Saturday, May 31, 2014

New paper finds the 17th century had more extreme weather than the 20th century

A new paper published in Climate Dynamics reconstructs Fennoscandian floods and droughts over the past 1,000 years and finds the 17th century [during the Little Ice Age] was the most extreme "period of frequent severe and widespread hydroclimatic anomalies" over the past millennium.

However, droughts, floods, and extreme weather in the 20th century were not found to be unusual or extreme in comparison to the past 1,000 years. 
"The twentieth century is not anomalous in terms of the number of severe and spatially extensive hydro climatic extremes in the context of the last millennium."
The paper adds to hundreds of other peer-reviewed publications finding there is nothing unusual, unprecedented or unnatural with respect to extreme weather, droughts, and floods during the past century in comparison to the past millennium. In addition to this paper, many other studies find that droughts and floods were more extreme during cold periods such as the Little Ice Age in comparison to warm periods.

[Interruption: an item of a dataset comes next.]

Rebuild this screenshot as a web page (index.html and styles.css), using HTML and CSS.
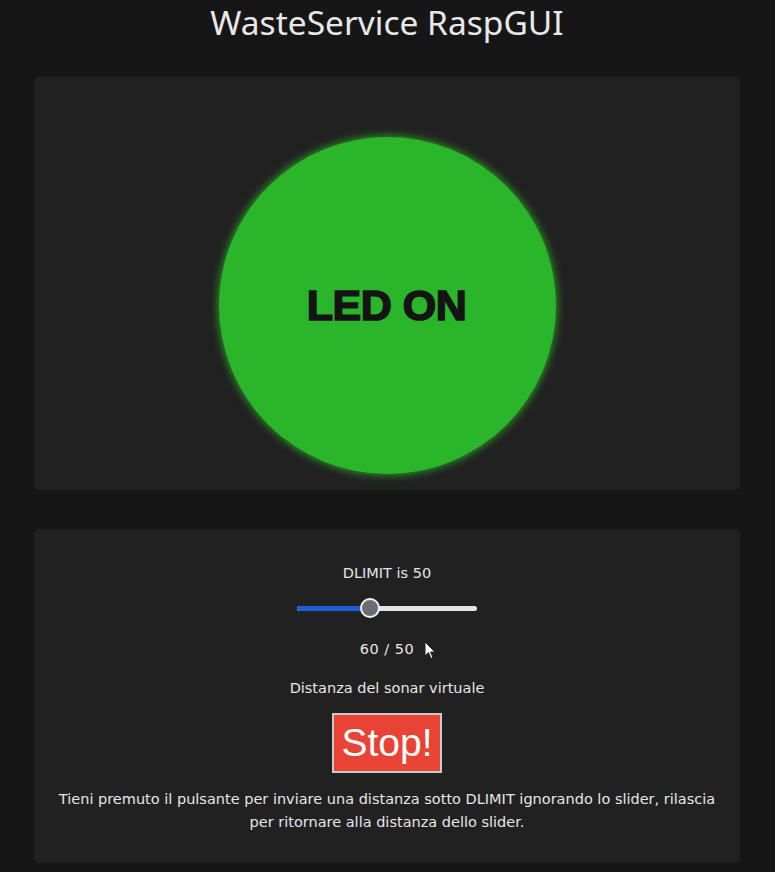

A tree-ring field reconstruction of Fennoscandian summer hydroclimate variability for the last millennium

Kristina Seftigen, Jesper Björklund, Edward R. Cook, Hans W. Linderholm

Hydroclimatological extremes, such as droughts and floods, are expected to increase in frequency and intensity with global climate change. An improved knowledge of its natural variability and the underlying physical mechanisms for changes in the hydrological cycle will help understand the response of extreme hydroclimatic events to climate warming. This study presents the first gridded hydroclimatic reconstruction (0.5° × 0.5° grid resolution), as expressed by the warm season Standardized Precipitation Evapotranspiration Index (SPEI), for most of Fennoscandia. A point-by-point regression approach is used to develop the reconstruction from a network of moisture sensitive tree-ring chronologies spanning over the past millennium. The reconstruction gives a unique opportunity to examine the frequency, severity, persistence, and spatial characteristics of Fennoscandian hydroclimatic variability in the context of the last 1,000 years. The full SPEI reconstruction highlights the seventeenth century as a period of frequent severe and widespread hydroclimatic anomalies. Although some severe extremes have occurred locally throughout the domain over the fifteenth and sixteenth centuries, the period is surprisingly free from any spatially extensive anomalies. The twentieth century is not anomalous in terms of the number of severe and spatially extensive hydro climatic extremes in the context of the last millennium. Principle component analysis reveals that there are two dominant modes of spatial moisture variability across Fennoscandia. The same patterns are evident in the observational record and in the reconstructed dataset over the instrumental era and two paleoperiods. The 500 mb pressure patterns associated with the two modes suggests the importance of the summer North Atlantic Oscillation.